Where it is actually useful today
There are areas where nutritional genomics is genuinely useful right now, not in the future-tense way of much biotech writing:
Nutrient deficiency risk
Variants in genes like MTHFR, VDR (vitamin D receptor), and BCO1 (beta-carotene conversion) give meaningful information about increased risk of specific deficiency states. If you carry certain MTHFR variants, you may need methylated folate rather than standard folic acid. This is not speculative — it is clinically applied in some contexts already.
Lactose and gluten
Lactase persistence is one of the most well-understood gene-diet interactions in human genetics. Testing for it tells you something real. Similarly, HLA-DQ2 and HLA-DQ8 testing has genuine predictive value for coeliac disease risk — not certainty, but meaningful risk stratification.
Caffeine metabolism
The CYP1A2 gene affects how quickly you metabolise caffeine. Slow metabolisers have meaningfully higher cardiovascular risk from high caffeine intake compared to fast metabolisers. This is one of the cleaner gene-diet interactions in the literature.
Omega-3 conversion
The FADS1/FADS2 gene cluster affects your ability to convert short-chain omega-3s (from plant sources) into the long-chain EPA and DHA that the body actually uses. If you carry variants that reduce this conversion, dietary ALA from flaxseed may matter less than you think, and direct EPA/DHA sources become more important.
The Indian context
Most of the large genomic studies underpinning this field have been conducted on predominantly European populations. The polygenic risk scores derived from these studies transfer poorly to other ancestries. This is a significant limitation, and it matters specifically here.
South Asian populations have distinct metabolic risk profiles — higher rates of insulin resistance at lower BMI, different lipid patterns, different gut microbiome compositions shaped by dietary traditions, different disease burden. The recommendations that emerge from European-population genomics studies may not transfer cleanly.
Research consortia like the GenomeAsia 100K project are beginning to build the population-specific reference data needed to make genomic nutrition relevant for South Asian individuals. But the gap between current knowledge and clinically actionable recommendations is larger here than it is for European-ancestry populations.
What this means practically
If you are considering a direct-to-consumer genomic test for dietary guidance, the most reliable value you will get is in the well-established single-gene interactions: lactase persistence, APOE variant (dietary fat and cardiovascular risk context), MTHFR variants (methylated B vitamins), and caffeine metabolism.
For everything else — macronutrient ratios, specific food recommendations, weight management — treat the output as directional context, not a prescription.

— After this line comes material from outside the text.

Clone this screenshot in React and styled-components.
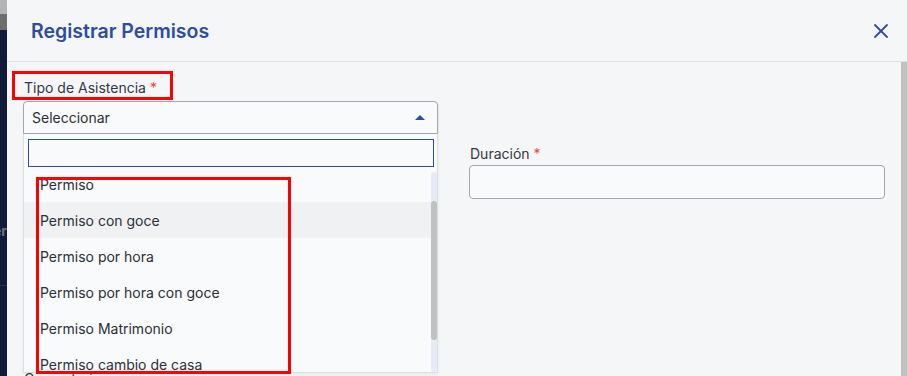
import React from 'react';
import styled, { createGlobalStyle } from 'styled-components';
import { X } from 'lucide-react';

const GlobalStyle = createGlobalStyle`
  html, body {
    margin: 0;
    padding: 0;
    background: #111b38;
    font-family: Inter, "Noto Sans", "Liberation Sans", sans-serif;
  }
  * { box-sizing: border-box; }
`;

const ROW_H = 36;
const LIST_H = 200;
const SCROLL_TOP = 42;

const Page = styled.div`
  position: relative;
  display: flex;
  width: 907px;
  height: 376px;
  overflow: hidden;
`;

const Backdrop = styled.div`
  width: 7px;
  flex: none;
  display: flex;
  flex-direction: column;
  background: #111b38;
  overflow: hidden;
`;

const BackdropBar = styled.div`
  height: ${p => p.h}px;
  background: ${p => p.bg};
  flex: none;
`;

const BackdropText = styled.div`
  display: flex;
  justify-content: flex-end;
  padding-top: 192px;
  font-size: 14px;
  font-weight: 700;
  color: #6c7080;
  white-space: nowrap;
  height: 256px;
  border-bottom: 1px solid #2a3350;
`;

const Modal = styled.div`
  flex: 1;
  display: flex;
  flex-direction: column;
  background: #f5f6f8;
  min-width: 0;
`;

const Header = styled.div`
  height: 62px;
  flex: none;
  display: flex;
  align-items: center;
  justify-content: space-between;
  padding: 0 14px 0 24px;
  border-bottom: 1px solid #dfe1e5;
`;

const Title = styled.h2`
  margin: 0;
  font-size: 19.5px;
  font-weight: 600;
  color: #2f4ca3;
`;

const CloseButton = styled.button`
  border: 0;
  background: none;
  padding: 0;
  display: flex;
  color: #2f4ca3;
  cursor: pointer;
`;

const Body = styled.div`
  flex: 1;
  display: flex;
  min-height: 0;
`;

const Content = styled.div`
  flex: 1;
  padding: 16px 16px 0 16px;
  display: flex;
  flex-direction: column;
  gap: 12px;
`;

const Grid = styled.div`
  display: grid;
  grid-template-columns: 415px 1fr;
  column-gap: 31px;
  row-gap: 8px;
  align-items: start;
`;

const Field = styled.div`
  position: relative;
  display: flex;
  flex-direction: column;
  gap: ${p => p.gap ?? 3}px;
`;

const Label = styled.label`
  font-size: 14px;
  line-height: 20px;
  color: #333844;
  padding-left: 1px;
`;

const Req = styled.span`
  color: #ef4444;
`;

const Input = styled.div`
  height: 34px;
  border: 1px solid #a3a6ad;
  border-radius: 4px;
  background: #f9fafb;
`;

const TextArea = styled(Input)`
  height: 127px;
`;

const SelectBox = styled.div`
  height: 33px;
  display: flex;
  align-items: center;
  justify-content: space-between;
  padding: 0 12px 0 8px;
  border: 1px solid #a3a6ad;
  border-radius: 4px 4px 0 0;
  background: #f9fafb;
  font-size: 14px;
  color: #2b2f38;
  box-shadow: 1px 1px 2px rgba(0, 0, 0, 0.06);
`;

const Caret = styled.span`
  width: 0;
  height: 0;
  border-left: 5px solid transparent;
  border-right: 5px solid transparent;
  border-bottom: 5px solid #2f4ca3;
`;

const Dropdown = styled.div`
  position: absolute;
  top: 56px;
  left: 0;
  right: 0;
  z-index: 5;
  height: 239px;
  display: flex;
  flex-direction: column;
  gap: 5px;
  padding-top: 5px;
  background: #f9fafb;
  border: 1px solid #dcdee2;
  border-top: 0;
  box-shadow: 0 2px 4px rgba(0, 0, 0, 0.05);
`;

const Search = styled.div`
  height: 28px;
  margin: 0 3px 0 4px;
  border: 1px solid #2f4ca3;
  background: #f9fafb;
  flex: none;
`;

const ListWrap = styled.div`
  display: flex;
  height: ${LIST_H}px;
  flex: none;
`;

const List = styled.ul`
  flex: 1;
  list-style: none;
  margin: 0;
  padding: 0;
  overflow: hidden;
`;

const Option = styled.li`
  height: ${ROW_H}px;
  display: flex;
  align-items: center;
  padding-left: 16px;
  font-size: 14px;
  color: #2b2f38;
  background: ${p => (p.active ? '#f0f1f3' : 'transparent')};
`;

const Track = styled.div`
  width: 6px;
  flex: none;
  display: flex;
  flex-direction: column;
  background: #e8ebf5;
  border-radius: 3px;
`;

const Thumb = styled.div`
  flex: none;
  background: #c1c1c1;
  border-radius: 3px;
`;

const ScrollRail = styled.div`
  width: 6px;
  flex: none;
  background: #c1c1c1;
`;

const Annotation = styled.div`
  position: absolute;
  border: 3px solid #ff0000;
  pointer-events: none;
  z-index: 10;
`;

const options = [
  'Licencia',
  'Permiso',
  'Permiso con goce',
  'Permiso por hora',
  'Permiso por hora con goce',
  'Permiso Matrimonio',
  'Permiso cambio de casa',
  'Permiso por fallecimiento',
];

export default function App() {
  const total = options.length * ROW_H;
  const thumbH = (LIST_H * LIST_H) / total;
  const thumbTop = (SCROLL_TOP * LIST_H) / total;

  return (
    <>
      <GlobalStyle />
      <Page>
        <Backdrop>
          <BackdropBar h={14} bg="#b4b4b4" />
          <BackdropBar h={16} bg="#6e6e6e" />
          <BackdropText>Per</BackdropText>
        </Backdrop>
        <Modal>
          <Header>
            <Title>Registrar Permisos</Title>
            <CloseButton aria-label="Cerrar">
              <X size={24} strokeWidth={1.8} />
            </CloseButton>
          </Header>
          <Body>
            <Content>
              <Grid>
                <Field>
                  <Label>Tipo de Asistencia <Req>*</Req></Label>
                  <SelectBox>
                    Seleccionar
                    <Caret />
                  </SelectBox>
                  <Dropdown>
                    <Search />
                    <ListWrap>
                      <List>
                        <div style={{ marginTop: -SCROLL_TOP }}>
                          {options.map((o, i) => (
                            <Option key={o} active={i === 2}>{o}</Option>
                          ))}
                        </div>
                      </List>
                      <Track>
                        <Thumb style={{ marginTop: thumbTop, height: thumbH }} />
                      </Track>
                    </ListWrap>
                  </Dropdown>
                </Field>
                <div />
                <Field>
                  <Label>Fecha <Req>*</Req></Label>
                  <Input />
                </Field>
                <Field gap={1}>
                  <Label style={{ marginTop: 2 }}>Duración <Req>*</Req></Label>
                  <Input />
                </Field>
                <Field>
                  <Label>Motivo</Label>
                  <TextArea />
                </Field>
              </Grid>
              <Field>
                <Label>Comentario</Label>
                <TextArea />
              </Field>
            </Content>
            <ScrollRail />
          </Body>
        </Modal>
        <Annotation style={{ left: 12, top: 71, width: 161, height: 29 }} />
        <Annotation style={{ left: 36, top: 177, width: 255, height: 197 }} />
      </Page>
    </>
  );
}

Combine it with bloodwork, a food diary, and if you are serious about it, a clinician who specialises in preventive medicine rather than a chatbot that interprets your PDF.
Where it is going
The trajectory is clear even if the timeline is not. Continuous glucose monitors are already consumer-grade. Gut microbiome testing is improving in resolution and becoming cheaper. Polygenic score research for South Asian populations is growing. Machine learning applied to multi-omic data — combining genome, microbiome, metabolome, and wearable data — is producing models that predict individual food responses better than population-level guidelines.
Five years from now, the honest version of personalised nutrition will likely be more useful than the oversold version available today. The question is whether we can communicate clearly about what it can and cannot do in the meantime, so people do not spend money on answers that are not yet ready to be given.
The science is genuinely interesting. The premature certainty around it is not.